What you have to do
Restate each line word for word. Leave out every picture.

Dataset section
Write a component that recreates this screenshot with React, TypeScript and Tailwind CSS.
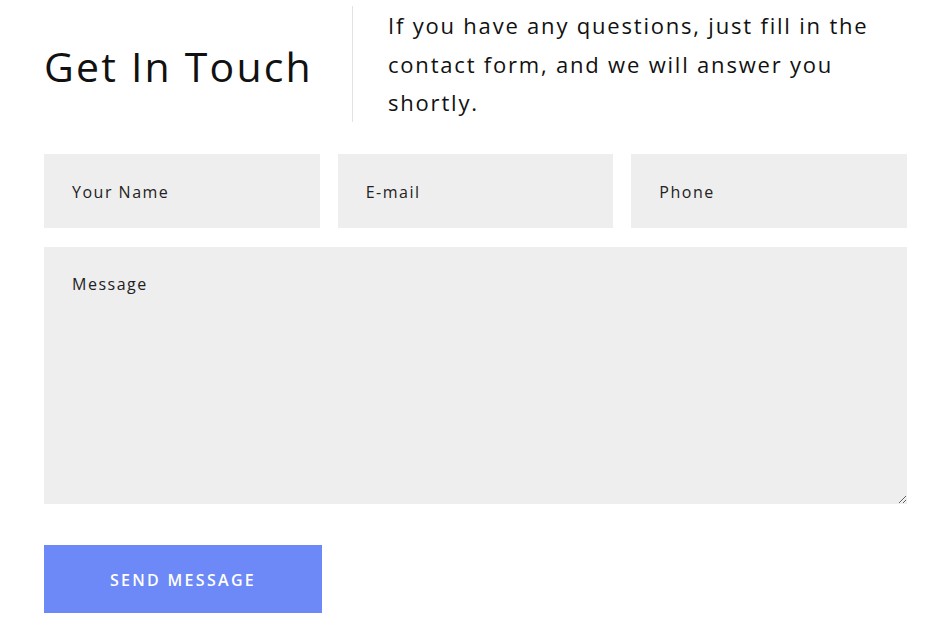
export default function App() {
  return (
    <div className="min-h-screen bg-white font-['Open_Sans',sans-serif] text-[#111]">
      <div className="ml-[44px] w-[863px] pt-[6px]">
        {/* Header */}
        <div className="flex items-center">
          <h1 className="w-[308px] shrink-0 pt-[6px] text-[41px] leading-none tracking-[2.2px] text-[#111]">
            Get In Touch
          </h1>
          <p className="border-l border-[#e2e2e2] pl-[35px] text-[22px] leading-[38.5px] tracking-[1.8px] text-[#111]">
            If you have any questions, just fill in the
            <br />
            contact form, and we will answer you
            <br />
            shortly.
          </p>
        </div>

        {/* Form */}
        <form className="mt-[32px] flex flex-col">
          <div className="grid grid-cols-3 gap-[18px]">
            <input
              placeholder="Your Name"
              className="h-[74px] bg-[#eeeeee] px-[28px] pt-[2px] text-[16px] tracking-[1.5px] text-[#222] outline-none placeholder:text-[#222]"
            />
            <input
              placeholder="E-mail"
              className="h-[74px] bg-[#eeeeee] px-[28px] pt-[2px] text-[16px] tracking-[1.5px] text-[#222] outline-none placeholder:text-[#222]"
            />
            <input
              placeholder="Phone"
              className="h-[74px] bg-[#eeeeee] px-[28px] pt-[2px] text-[16px] tracking-[1.5px] text-[#222] outline-none placeholder:text-[#222]"
            />
          </div>
          <textarea
            placeholder="Message"
            className="mt-[19px] block h-[257px] bg-[#eeeeee] px-[28px] pt-[25px] text-[16px] tracking-[1.5px] text-[#222] outline-none placeholder:text-[#222]"
          />
          <div className="mt-[41px]">
            <button
              type="button"
              className="h-[68px] w-[278px] bg-[#6c89f7] pt-[2px] text-[16px] font-semibold uppercase tracking-[2.3px] text-white"
            >
              Send Message
            </button>
          </div>
        </form>
      </div>
    </div>
  )
}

The result
Write a component that recreates this screenshot with React, TypeScript and Tailwind CSS.
export default function App() {
  return (
    <div className="min-h-screen bg-white font-['Open_Sans',sans-serif] text-[#111]">
      <div className="ml-[44px] w-[863px] pt-[6px]">
        {/* Header */}
        <div className="flex items-center">
          <h1 className="w-[308px] shrink-0 pt-[6px] text-[41px] leading-none tracking-[2.2px] text-[#111]">
            Get In Touch
          </h1>
          <p className="border-l border-[#e2e2e2] pl-[35px] text-[22px] leading-[38.5px] tracking-[1.8px] text-[#111]">
            If you have any questions, just fill in the
            <br />
            contact form, and we will answer you
            <br />
            shortly.
          </p>
        </div>

        {/* Form */}
        <form className="mt-[32px] flex flex-col">
          <div className="grid grid-cols-3 gap-[18px]">
            <input
              placeholder="Your Name"
              className="h-[74px] bg-[#eeeeee] px-[28px] pt-[2px] text-[16px] tracking-[1.5px] text-[#222] outline-none placeholder:text-[#222]"
            />
            <input
              placeholder="E-mail"
              className="h-[74px] bg-[#eeeeee] px-[28px] pt-[2px] text-[16px] tracking-[1.5px] text-[#222] outline-none placeholder:text-[#222]"
            />
            <input
              placeholder="Phone"
              className="h-[74px] bg-[#eeeeee] px-[28px] pt-[2px] text-[16px] tracking-[1.5px] text-[#222] outline-none placeholder:text-[#222]"
            />
          </div>
          <textarea
            placeholder="Message"
            className="mt-[19px] block h-[257px] bg-[#eeeeee] px-[28px] pt-[25px] text-[16px] tracking-[1.5px] text-[#222] outline-none placeholder:text-[#222]"
          />
          <div className="mt-[41px]">
            <button
              type="button"
              className="h-[68px] w-[278px] bg-[#6c89f7] pt-[2px] text-[16px] font-semibold uppercase tracking-[2.3px] text-white"
            >
              Send Message
            </button>
          </div>
        </form>
      </div>
    </div>
  )
}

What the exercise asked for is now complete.